▸ **What the task asks**
In the listing below, identify each line with the word "Clone" and return those lines.

▸ **Source records**
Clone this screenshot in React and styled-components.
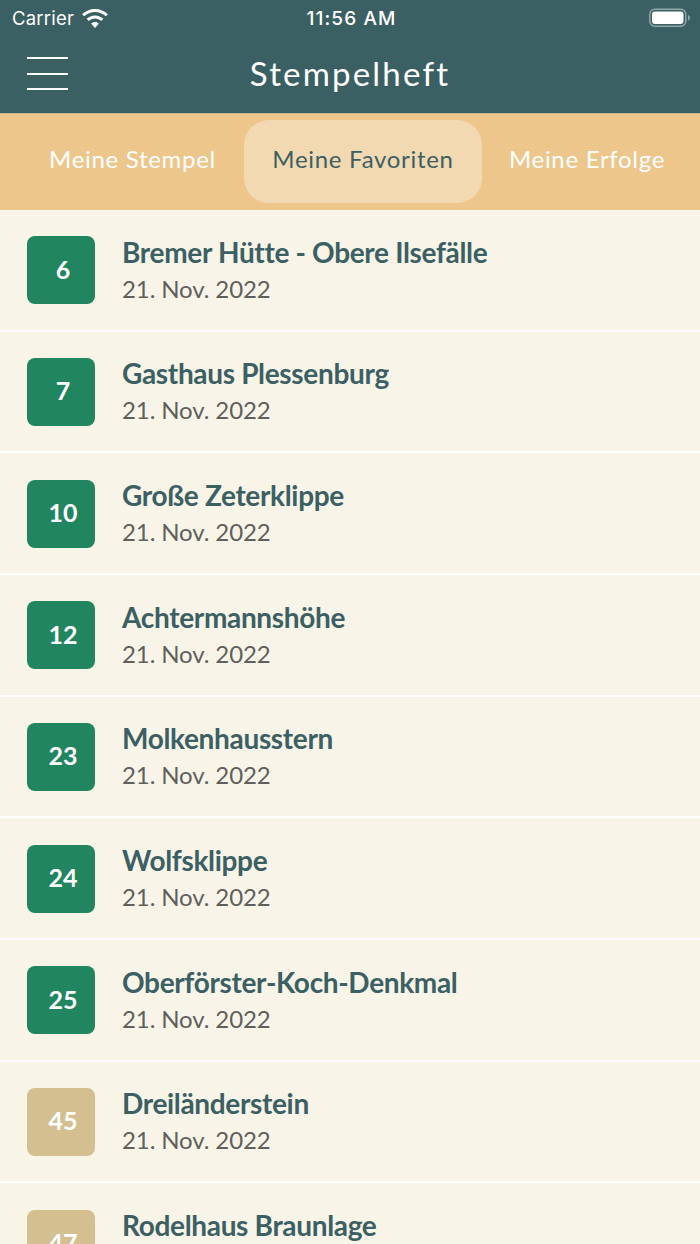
---
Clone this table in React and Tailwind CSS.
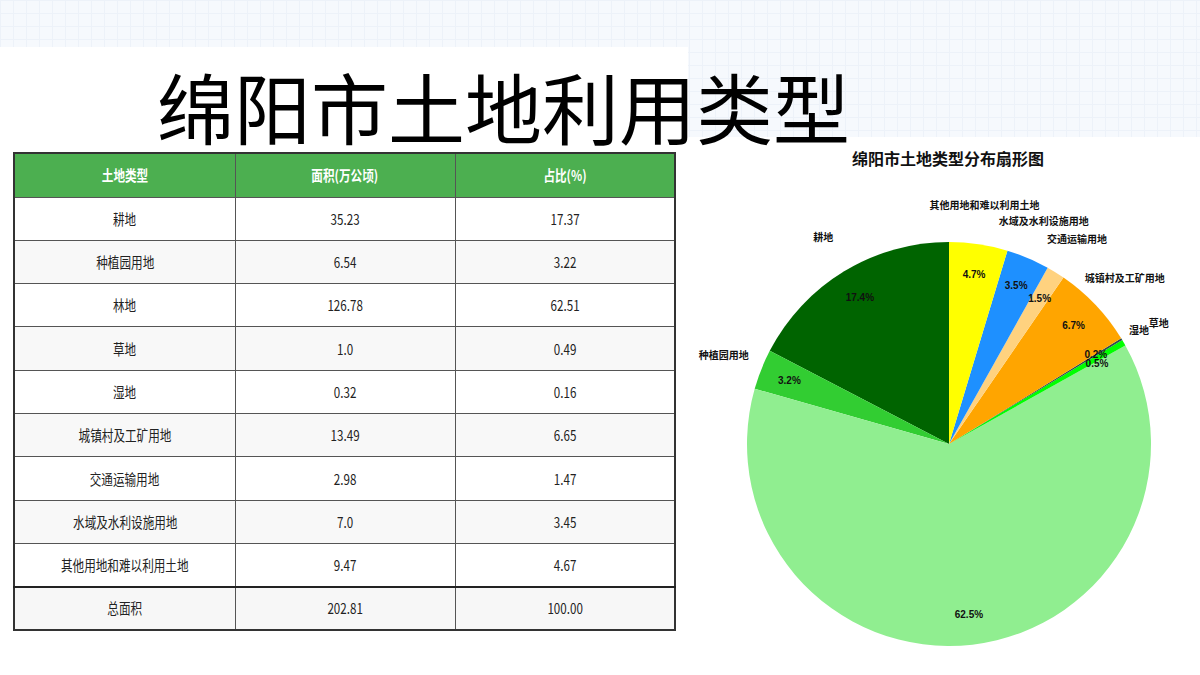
...
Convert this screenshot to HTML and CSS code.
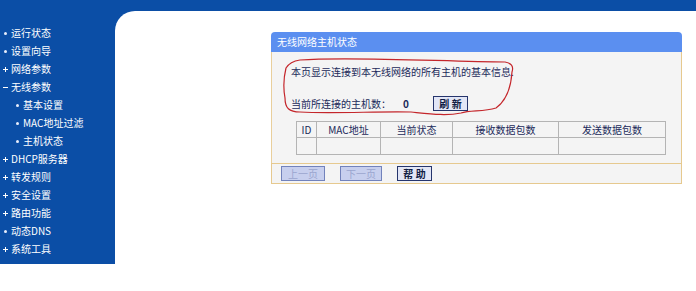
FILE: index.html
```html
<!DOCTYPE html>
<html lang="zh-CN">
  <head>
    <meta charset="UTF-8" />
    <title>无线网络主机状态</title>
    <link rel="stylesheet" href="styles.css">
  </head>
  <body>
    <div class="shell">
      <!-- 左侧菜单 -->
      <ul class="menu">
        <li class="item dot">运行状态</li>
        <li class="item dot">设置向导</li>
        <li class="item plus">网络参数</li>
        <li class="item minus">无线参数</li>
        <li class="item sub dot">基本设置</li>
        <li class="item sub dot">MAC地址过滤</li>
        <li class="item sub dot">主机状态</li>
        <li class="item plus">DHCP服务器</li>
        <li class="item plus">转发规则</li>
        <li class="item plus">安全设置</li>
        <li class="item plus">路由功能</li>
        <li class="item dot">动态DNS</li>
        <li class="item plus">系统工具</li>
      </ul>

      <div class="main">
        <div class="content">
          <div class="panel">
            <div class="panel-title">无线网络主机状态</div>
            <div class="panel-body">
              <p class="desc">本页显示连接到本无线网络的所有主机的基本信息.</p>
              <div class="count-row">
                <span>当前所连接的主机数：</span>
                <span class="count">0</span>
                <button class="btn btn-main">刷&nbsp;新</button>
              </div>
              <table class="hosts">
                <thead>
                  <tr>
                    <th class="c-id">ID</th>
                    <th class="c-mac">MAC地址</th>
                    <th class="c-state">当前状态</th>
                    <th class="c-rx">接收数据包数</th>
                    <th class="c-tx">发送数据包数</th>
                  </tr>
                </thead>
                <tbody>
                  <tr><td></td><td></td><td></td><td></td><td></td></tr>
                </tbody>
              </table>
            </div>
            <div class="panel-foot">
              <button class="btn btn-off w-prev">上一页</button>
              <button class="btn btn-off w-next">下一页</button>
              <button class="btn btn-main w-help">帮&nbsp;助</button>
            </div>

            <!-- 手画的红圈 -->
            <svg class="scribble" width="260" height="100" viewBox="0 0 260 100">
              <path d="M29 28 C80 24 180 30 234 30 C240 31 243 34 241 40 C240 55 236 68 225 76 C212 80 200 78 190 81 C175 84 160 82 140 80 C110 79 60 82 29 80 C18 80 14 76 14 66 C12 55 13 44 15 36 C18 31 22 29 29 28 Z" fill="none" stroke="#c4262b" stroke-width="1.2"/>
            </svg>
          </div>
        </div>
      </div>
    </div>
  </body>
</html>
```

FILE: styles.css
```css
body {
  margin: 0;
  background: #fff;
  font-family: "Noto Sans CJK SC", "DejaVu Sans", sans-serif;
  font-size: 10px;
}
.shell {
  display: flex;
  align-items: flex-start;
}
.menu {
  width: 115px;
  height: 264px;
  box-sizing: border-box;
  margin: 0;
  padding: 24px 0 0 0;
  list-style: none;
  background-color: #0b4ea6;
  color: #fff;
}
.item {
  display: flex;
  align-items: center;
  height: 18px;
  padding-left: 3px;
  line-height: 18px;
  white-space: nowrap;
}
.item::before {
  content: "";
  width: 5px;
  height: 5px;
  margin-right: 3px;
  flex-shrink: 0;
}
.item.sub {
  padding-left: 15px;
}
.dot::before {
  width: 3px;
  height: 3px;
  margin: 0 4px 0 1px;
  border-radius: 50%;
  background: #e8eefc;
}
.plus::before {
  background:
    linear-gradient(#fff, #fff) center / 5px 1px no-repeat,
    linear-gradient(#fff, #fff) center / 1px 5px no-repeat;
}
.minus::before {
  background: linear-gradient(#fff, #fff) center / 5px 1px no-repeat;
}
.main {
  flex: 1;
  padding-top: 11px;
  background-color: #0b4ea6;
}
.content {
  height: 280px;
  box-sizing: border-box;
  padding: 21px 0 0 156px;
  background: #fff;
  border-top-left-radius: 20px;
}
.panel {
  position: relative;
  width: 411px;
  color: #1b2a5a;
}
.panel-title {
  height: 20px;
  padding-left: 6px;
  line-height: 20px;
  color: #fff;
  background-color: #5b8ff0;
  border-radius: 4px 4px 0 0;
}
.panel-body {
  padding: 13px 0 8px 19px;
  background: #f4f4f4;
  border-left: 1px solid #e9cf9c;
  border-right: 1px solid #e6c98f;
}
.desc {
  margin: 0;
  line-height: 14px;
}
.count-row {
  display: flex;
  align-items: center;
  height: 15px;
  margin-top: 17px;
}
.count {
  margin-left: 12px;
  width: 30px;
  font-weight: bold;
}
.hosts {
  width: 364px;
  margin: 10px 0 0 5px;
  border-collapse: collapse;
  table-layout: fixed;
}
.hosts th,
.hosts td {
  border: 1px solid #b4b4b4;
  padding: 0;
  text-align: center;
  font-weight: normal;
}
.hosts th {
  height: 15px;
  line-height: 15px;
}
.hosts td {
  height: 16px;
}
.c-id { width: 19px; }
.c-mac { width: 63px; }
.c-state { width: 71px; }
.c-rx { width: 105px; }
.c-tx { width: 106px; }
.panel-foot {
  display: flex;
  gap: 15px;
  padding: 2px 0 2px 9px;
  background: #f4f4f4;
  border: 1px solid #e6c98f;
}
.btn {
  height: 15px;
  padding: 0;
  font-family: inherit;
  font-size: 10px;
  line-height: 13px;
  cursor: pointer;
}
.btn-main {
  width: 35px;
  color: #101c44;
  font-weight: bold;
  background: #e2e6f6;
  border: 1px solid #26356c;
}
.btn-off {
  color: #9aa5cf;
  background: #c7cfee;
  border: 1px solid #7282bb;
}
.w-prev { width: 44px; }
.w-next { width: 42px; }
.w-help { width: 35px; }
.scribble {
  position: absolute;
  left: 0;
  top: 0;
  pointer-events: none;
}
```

▸ **Task output**
Clone this screenshot in React and styled-components.
Clone this table in React and Tailwind CSS.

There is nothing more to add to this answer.